Mercedes, une entraîneuse du cabaret Salón México, amasse chaque semaine la somme d’argent nécessaire pour payer les coûteuses études de sa jeune sœur Béatrice, pensionnaire dans une institution huppée. Elle espère ainsi lui offrir un avenir plus radieux que le sien. Personne ne connaît la double vie épuisante de Mercedes, à l’exception d’un agent de police qui tente de lui venir en aide.
Emilio Fernández (1904-1986) est une légende du cinéma mexicain classique. Acteur, réalisateur, scénariste, producteur, cet homme à la vie mouvementé s’affirma comme l’incarnation du cinéma de son pays dans les années 40, ainsi que son meilleur ambassadeur. Maria Candelaria, l’un de ses titres de gloire, remporta le Grand Prix (ancêtre de la Palme d’or) au Festival de Cannes en 1946. Surnommé « El Indio » en raison de son métissage indien (sa mère était une indigène kikapu, son père un colonel d’une des armées de la révolution de 1910), Fernández est mêlé très jeune aux soubresauts de l’histoire de son pays. Compagnon d’armes de Pancho Villa, blessé et emprisonné à la suite de sa participation à un putsch raté, il s’évade et se réfugie à Hollywood où il exerce de nombreux métiers, notamment doublure de vedettes pour les scènes dangereuses. Amnistié en 1933, il rentre au Mexique où il réalise son premier long métrage en 1941. Parallèlement à sa carrière de cinéaste (41 films), il apparait en tant qu’acteur au générique de nombreuses productions, aussi bien au Mexique qu’aux Etats-Unis. Son chemin croise celui de John Ford, John Huston (il participe à la production Dieu et mort et La Nuit de l’Iguane), Sam Peckinpah (il interprète le général sanguinaire de La Horde sauvage). Salón México est le treizième long métrage réalisé par Fernández. Le club qui donne son titre au film a rééllement existé. Ce lieu de débauche était fréquenté par des bandits, des prolétaires et des clients avides de sensations fortes. C’était aussi une salle qui organisait des concours de danse, comme le montre la première séquence.

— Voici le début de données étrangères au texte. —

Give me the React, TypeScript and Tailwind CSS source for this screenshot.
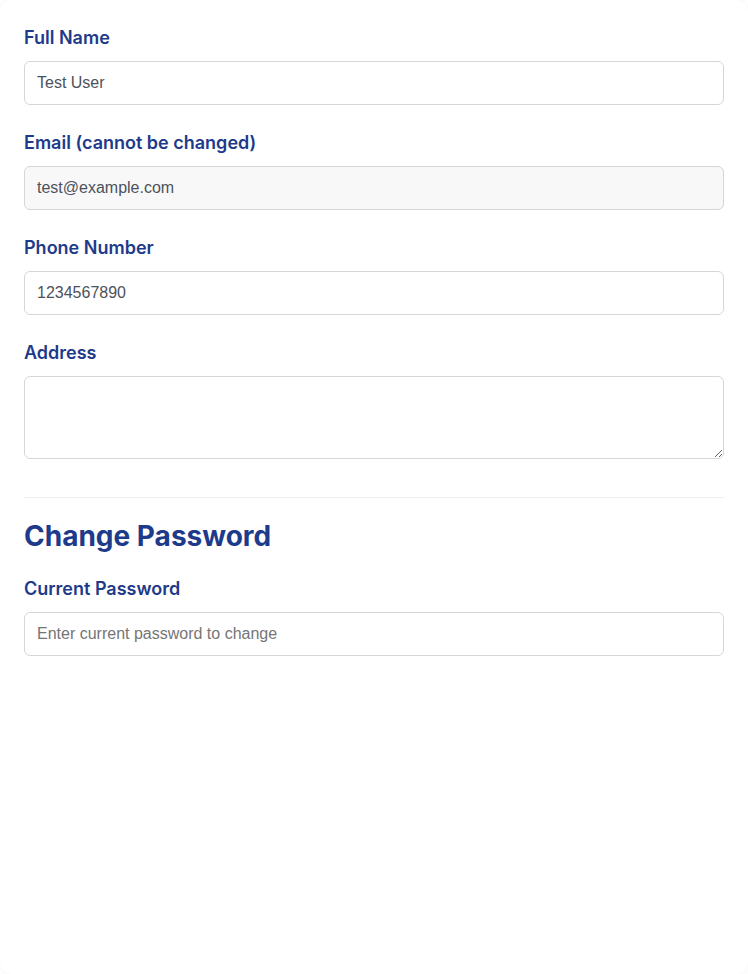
import React from 'react';

const labelCls =
  "block mb-2.5 text-lg leading-[27px] font-semibold text-[#1e3a8a] [font-family:Inter,'Noto_Sans',sans-serif]";
const inputCls =
  "block w-full h-[44px] px-3 rounded-md border border-[#d4d6da] text-base text-[#4d525a] placeholder:text-[#757575] outline-none [font-family:'Liberation_Sans',Arial,sans-serif]";

function Field({
  label,
  children,
}: {
  label: string;
  children: React.ReactNode;
}) {
  return (
    <div className="mb-6">
      <label className={labelCls}>{label}</label>
      {children}
    </div>
  );
}

export default function App() {
  return (
    <div className="min-h-screen bg-white">
      <div className="min-h-[974px] bg-white rounded-xl shadow-[0_0_6px_rgba(0,0,0,0.05)] px-6 pt-6 pb-10">
        <Field label="Full Name">
          <input className={inputCls} defaultValue="Test User" />
        </Field>
        <Field label="Email (cannot be changed)">
          <input
            className={`${inputCls} bg-[#f8f8f9]`}
            defaultValue="test@example.com"
            readOnly
          />
        </Field>
        <Field label="Phone Number">
          <input className={inputCls} defaultValue="1234567890" />
        </Field>
        <Field label="Address">
          <textarea
            className="block w-full h-[83px] px-3 py-2 rounded-md border border-[#d4d6da] text-base text-[#4d525a] outline-none [font-family:'Liberation_Sans',Arial,sans-serif]"
          />
        </Field>

        <div className="mt-[38px] border-t border-[#eeeff1] pt-[20px]">
          <h2 className="text-[28px] leading-9 font-bold text-[#1e3a8a] mb-[21px] [font-family:Inter,'Noto_Sans',sans-serif]">
            Change Password
          </h2>
          <Field label="Current Password">
            <input
              type="password"
              className={inputCls}
              placeholder="Enter current password to change"
            />
          </Field>
        </div>
      </div>
    </div>
  );
}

Le cinéaste intègre le folklore traditionnel mexicain (musiques afro-caribéennes, célébrations de Noël et piñata) à un commentaire social qui souligne l’écart entre les classes aisées et le peuple, contraint à la misère. Ce superbe mélodrame, riche en rebondissements et en émotions fortes, comprend aussi des éléments de film noir et de tragédie. Salón México est empreint de ferveur chrétienne, et glorifie le sens de l’abnégation de Mercedes qui connait un véritable martyre, victime de la violence de son souteneur, acculée au crime pour sauver sa sœur. Salón México est une œuvre d’une remarquable ampleur visuelle. Fernandez et son directeur de la photographie Gabriel Figueroa privilégient les décors urbains et tirent un excellent parti des ambiances nocturnes de la ville. Salón México compte parmi les fleurons de l’âge d’or du cinéma mexicain, et vient rappeler la sophistication des mises en scène de Fernández. L’actrice Marga López, vedette d’origine argentine, y livre l’interprétation la plus émouvante de sa carrière.
Salón México (Les Bas-fonds de Mexico, 1949) de Emilio Fernández sort en salle le mercredi 10 juin, distribué par Les Films du Camélia. Texte écrit pour le dossier de presse.